• _WRITTEN EXERCISE_: Repeat every line of the listing below exactly, minus the pictures.

• _INFORMATION PROVIDED_:
----------

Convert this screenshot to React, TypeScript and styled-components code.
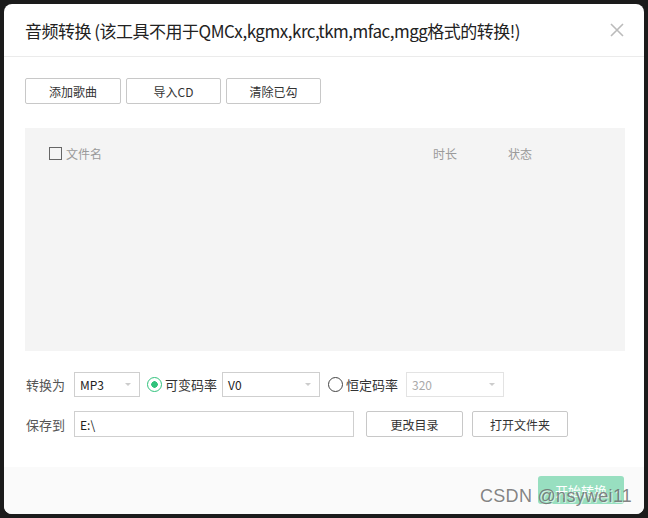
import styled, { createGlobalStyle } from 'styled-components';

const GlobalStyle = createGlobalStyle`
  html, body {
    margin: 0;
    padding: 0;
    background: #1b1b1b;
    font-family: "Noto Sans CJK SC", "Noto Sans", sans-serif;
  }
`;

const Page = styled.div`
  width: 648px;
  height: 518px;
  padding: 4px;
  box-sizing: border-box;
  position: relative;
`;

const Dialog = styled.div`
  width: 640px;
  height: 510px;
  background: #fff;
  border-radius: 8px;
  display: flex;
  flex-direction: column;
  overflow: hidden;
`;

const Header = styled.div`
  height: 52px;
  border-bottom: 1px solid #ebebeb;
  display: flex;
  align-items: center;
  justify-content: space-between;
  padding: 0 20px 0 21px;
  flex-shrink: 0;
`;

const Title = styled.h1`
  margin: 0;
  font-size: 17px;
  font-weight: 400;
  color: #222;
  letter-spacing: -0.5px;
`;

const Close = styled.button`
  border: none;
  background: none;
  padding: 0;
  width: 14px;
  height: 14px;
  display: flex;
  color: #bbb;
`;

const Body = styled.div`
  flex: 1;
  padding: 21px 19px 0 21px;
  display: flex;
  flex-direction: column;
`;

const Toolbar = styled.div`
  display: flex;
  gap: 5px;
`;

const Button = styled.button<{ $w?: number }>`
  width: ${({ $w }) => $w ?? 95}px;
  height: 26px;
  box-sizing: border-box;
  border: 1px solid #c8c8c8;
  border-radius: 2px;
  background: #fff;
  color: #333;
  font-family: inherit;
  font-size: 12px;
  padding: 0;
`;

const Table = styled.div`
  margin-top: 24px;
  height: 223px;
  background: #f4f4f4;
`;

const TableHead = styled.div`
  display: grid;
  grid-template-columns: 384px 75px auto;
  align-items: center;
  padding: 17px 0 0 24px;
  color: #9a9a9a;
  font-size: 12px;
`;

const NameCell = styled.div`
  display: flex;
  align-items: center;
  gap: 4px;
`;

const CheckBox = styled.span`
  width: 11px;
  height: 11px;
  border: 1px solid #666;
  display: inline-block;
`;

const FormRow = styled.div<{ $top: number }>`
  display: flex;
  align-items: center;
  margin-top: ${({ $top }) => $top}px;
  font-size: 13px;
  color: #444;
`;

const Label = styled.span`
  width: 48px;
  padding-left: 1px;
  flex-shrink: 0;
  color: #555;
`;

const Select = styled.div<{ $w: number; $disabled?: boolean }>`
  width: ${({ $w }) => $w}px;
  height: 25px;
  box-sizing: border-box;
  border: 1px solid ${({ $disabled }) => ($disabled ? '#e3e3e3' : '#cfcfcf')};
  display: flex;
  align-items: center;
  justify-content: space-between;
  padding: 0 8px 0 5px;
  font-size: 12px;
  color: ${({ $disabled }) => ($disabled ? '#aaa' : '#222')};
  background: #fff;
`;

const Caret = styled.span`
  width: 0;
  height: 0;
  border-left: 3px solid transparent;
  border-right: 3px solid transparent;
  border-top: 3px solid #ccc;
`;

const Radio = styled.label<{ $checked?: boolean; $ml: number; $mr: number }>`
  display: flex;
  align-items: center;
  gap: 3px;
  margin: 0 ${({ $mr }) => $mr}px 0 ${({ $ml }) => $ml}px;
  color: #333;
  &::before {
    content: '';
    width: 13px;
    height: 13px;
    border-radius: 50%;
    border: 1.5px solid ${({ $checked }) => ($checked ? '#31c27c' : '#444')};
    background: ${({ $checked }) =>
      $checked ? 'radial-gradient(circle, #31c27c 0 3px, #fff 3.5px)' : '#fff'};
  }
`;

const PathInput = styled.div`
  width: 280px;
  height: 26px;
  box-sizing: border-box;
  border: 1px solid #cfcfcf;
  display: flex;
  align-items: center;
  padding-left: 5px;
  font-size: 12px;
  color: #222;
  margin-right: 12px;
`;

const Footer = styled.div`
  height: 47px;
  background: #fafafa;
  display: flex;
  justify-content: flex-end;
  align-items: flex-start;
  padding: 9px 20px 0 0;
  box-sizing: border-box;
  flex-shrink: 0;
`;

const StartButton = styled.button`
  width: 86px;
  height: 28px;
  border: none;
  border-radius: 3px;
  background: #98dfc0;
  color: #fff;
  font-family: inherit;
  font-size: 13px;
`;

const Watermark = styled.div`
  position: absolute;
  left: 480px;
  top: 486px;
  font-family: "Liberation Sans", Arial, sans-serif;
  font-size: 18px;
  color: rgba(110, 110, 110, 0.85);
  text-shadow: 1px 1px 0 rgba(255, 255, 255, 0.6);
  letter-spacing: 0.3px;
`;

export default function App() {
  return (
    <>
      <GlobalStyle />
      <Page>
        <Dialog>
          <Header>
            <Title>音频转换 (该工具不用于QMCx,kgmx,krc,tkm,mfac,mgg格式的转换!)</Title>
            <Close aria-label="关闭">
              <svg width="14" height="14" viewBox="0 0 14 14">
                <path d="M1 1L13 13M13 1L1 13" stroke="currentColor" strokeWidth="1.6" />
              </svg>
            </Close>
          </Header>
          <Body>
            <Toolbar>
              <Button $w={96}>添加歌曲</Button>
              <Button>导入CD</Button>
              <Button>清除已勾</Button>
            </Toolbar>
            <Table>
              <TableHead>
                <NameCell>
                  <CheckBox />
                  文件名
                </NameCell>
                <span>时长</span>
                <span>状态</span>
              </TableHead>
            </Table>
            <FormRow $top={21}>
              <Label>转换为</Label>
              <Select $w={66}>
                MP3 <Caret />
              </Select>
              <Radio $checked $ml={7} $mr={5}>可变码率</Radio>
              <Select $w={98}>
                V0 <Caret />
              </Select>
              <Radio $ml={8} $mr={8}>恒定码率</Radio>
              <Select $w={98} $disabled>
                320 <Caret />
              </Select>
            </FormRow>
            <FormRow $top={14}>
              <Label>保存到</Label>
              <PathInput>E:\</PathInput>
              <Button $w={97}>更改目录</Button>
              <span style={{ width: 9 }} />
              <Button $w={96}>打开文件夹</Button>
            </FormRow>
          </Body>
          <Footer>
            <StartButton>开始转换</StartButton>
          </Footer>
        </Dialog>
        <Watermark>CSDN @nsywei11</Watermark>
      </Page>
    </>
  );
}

----------

• _SOLUTION FOR THIS EXERCISE_:
Convert this screenshot to React, TypeScript and styled-components code.
import styled, { createGlobalStyle } from 'styled-components';

const GlobalStyle = createGlobalStyle`
  html, body {
    margin: 0;
    padding: 0;
    background: #1b1b1b;
    font-family: "Noto Sans CJK SC", "Noto Sans", sans-serif;
  }
`;

const Page = styled.div`
  width: 648px;
  height: 518px;
  padding: 4px;
  box-sizing: border-box;
  position: relative;
`;

const Dialog = styled.div`
  width: 640px;
  height: 510px;
  background: #fff;
  border-radius: 8px;
  display: flex;
  flex-direction: column;
  overflow: hidden;
`;

const Header = styled.div`
  height: 52px;
  border-bottom: 1px solid #ebebeb;
  display: flex;
  align-items: center;
  justify-content: space-between;
  padding: 0 20px 0 21px;
  flex-shrink: 0;
`;

const Title = styled.h1`
  margin: 0;
  font-size: 17px;
  font-weight: 400;
  color: #222;
  letter-spacing: -0.5px;
`;

const Close = styled.button`
  border: none;
  background: none;
  padding: 0;
  width: 14px;
  height: 14px;
  display: flex;
  color: #bbb;
`;

const Body = styled.div`
  flex: 1;
  padding: 21px 19px 0 21px;
  display: flex;
  flex-direction: column;
`;

const Toolbar = styled.div`
  display: flex;
  gap: 5px;
`;

const Button = styled.button<{ $w?: number }>`
  width: ${({ $w }) => $w ?? 95}px;
  height: 26px;
  box-sizing: border-box;
  border: 1px solid #c8c8c8;
  border-radius: 2px;
  background: #fff;
  color: #333;
  font-family: inherit;
  font-size: 12px;
  padding: 0;
`;

const Table = styled.div`
  margin-top: 24px;
  height: 223px;
  background: #f4f4f4;
`;

const TableHead = styled.div`
  display: grid;
  grid-template-columns: 384px 75px auto;
  align-items: center;
  padding: 17px 0 0 24px;
  color: #9a9a9a;
  font-size: 12px;
`;

const NameCell = styled.div`
  display: flex;
  align-items: center;
  gap: 4px;
`;

const CheckBox = styled.span`
  width: 11px;
  height: 11px;
  border: 1px solid #666;
  display: inline-block;
`;

const FormRow = styled.div<{ $top: number }>`
  display: flex;
  align-items: center;
  margin-top: ${({ $top }) => $top}px;
  font-size: 13px;
  color: #444;
`;

const Label = styled.span`
  width: 48px;
  padding-left: 1px;
  flex-shrink: 0;
  color: #555;
`;

const Select = styled.div<{ $w: number; $disabled?: boolean }>`
  width: ${({ $w }) => $w}px;
  height: 25px;
  box-sizing: border-box;
  border: 1px solid ${({ $disabled }) => ($disabled ? '#e3e3e3' : '#cfcfcf')};
  display: flex;
  align-items: center;
  justify-content: space-between;
  padding: 0 8px 0 5px;
  font-size: 12px;
  color: ${({ $disabled }) => ($disabled ? '#aaa' : '#222')};
  background: #fff;
`;

const Caret = styled.span`
  width: 0;
  height: 0;
  border-left: 3px solid transparent;
  border-right: 3px solid transparent;
  border-top: 3px solid #ccc;
`;

const Radio = styled.label<{ $checked?: boolean; $ml: number; $mr: number }>`
  display: flex;
  align-items: center;
  gap: 3px;
  margin: 0 ${({ $mr }) => $mr}px 0 ${({ $ml }) => $ml}px;
  color: #333;
  &::before {
    content: '';
    width: 13px;
    height: 13px;
    border-radius: 50%;
    border: 1.5px solid ${({ $checked }) => ($checked ? '#31c27c' : '#444')};
    background: ${({ $checked }) =>
      $checked ? 'radial-gradient(circle, #31c27c 0 3px, #fff 3.5px)' : '#fff'};
  }
`;

const PathInput = styled.div`
  width: 280px;
  height: 26px;
  box-sizing: border-box;
  border: 1px solid #cfcfcf;
  display: flex;
  align-items: center;
  padding-left: 5px;
  font-size: 12px;
  color: #222;
  margin-right: 12px;
`;

const Footer = styled.div`
  height: 47px;
  background: #fafafa;
  display: flex;
  justify-content: flex-end;
  align-items: flex-start;
  padding: 9px 20px 0 0;
  box-sizing: border-box;
  flex-shrink: 0;
`;

const StartButton = styled.button`
  width: 86px;
  height: 28px;
  border: none;
  border-radius: 3px;
  background: #98dfc0;
  color: #fff;
  font-family: inherit;
  font-size: 13px;
`;

const Watermark = styled.div`
  position: absolute;
  left: 480px;
  top: 486px;
  font-family: "Liberation Sans", Arial, sans-serif;
  font-size: 18px;
  color: rgba(110, 110, 110, 0.85);
  text-shadow: 1px 1px 0 rgba(255, 255, 255, 0.6);
  letter-spacing: 0.3px;
`;

export default function App() {
  return (
    <>
      <GlobalStyle />
      <Page>
        <Dialog>
          <Header>
            <Title>音频转换 (该工具不用于QMCx,kgmx,krc,tkm,mfac,mgg格式的转换!)</Title>
            <Close aria-label="关闭">
              <svg width="14" height="14" viewBox="0 0 14 14">
                <path d="M1 1L13 13M13 1L1 13" stroke="currentColor" strokeWidth="1.6" />
              </svg>
            </Close>
          </Header>
          <Body>
            <Toolbar>
              <Button $w={96}>添加歌曲</Button>
              <Button>导入CD</Button>
              <Button>清除已勾</Button>
            </Toolbar>
            <Table>
              <TableHead>
                <NameCell>
                  <CheckBox />
                  文件名
                </NameCell>
                <span>时长</span>
                <span>状态</span>
              </TableHead>
            </Table>
            <FormRow $top={21}>
              <Label>转换为</Label>
              <Select $w={66}>
                MP3 <Caret />
              </Select>
              <Radio $checked $ml={7} $mr={5}>可变码率</Radio>
              <Select $w={98}>
                V0 <Caret />
              </Select>
              <Radio $ml={8} $mr={8}>恒定码率</Radio>
              <Select $w={98} $disabled>
                320 <Caret />
              </Select>
            </FormRow>
            <FormRow $top={14}>
              <Label>保存到</Label>
              <PathInput>E:\</PathInput>
              <Button $w={97}>更改目录</Button>
              <span style={{ width: 9 }} />
              <Button $w={96}>打开文件夹</Button>
            </FormRow>
          </Body>
          <Footer>
            <StartButton>开始转换</StartButton>
          </Footer>
        </Dialog>
        <Watermark>CSDN @nsywei11</Watermark>
      </Page>
    </>
  );
}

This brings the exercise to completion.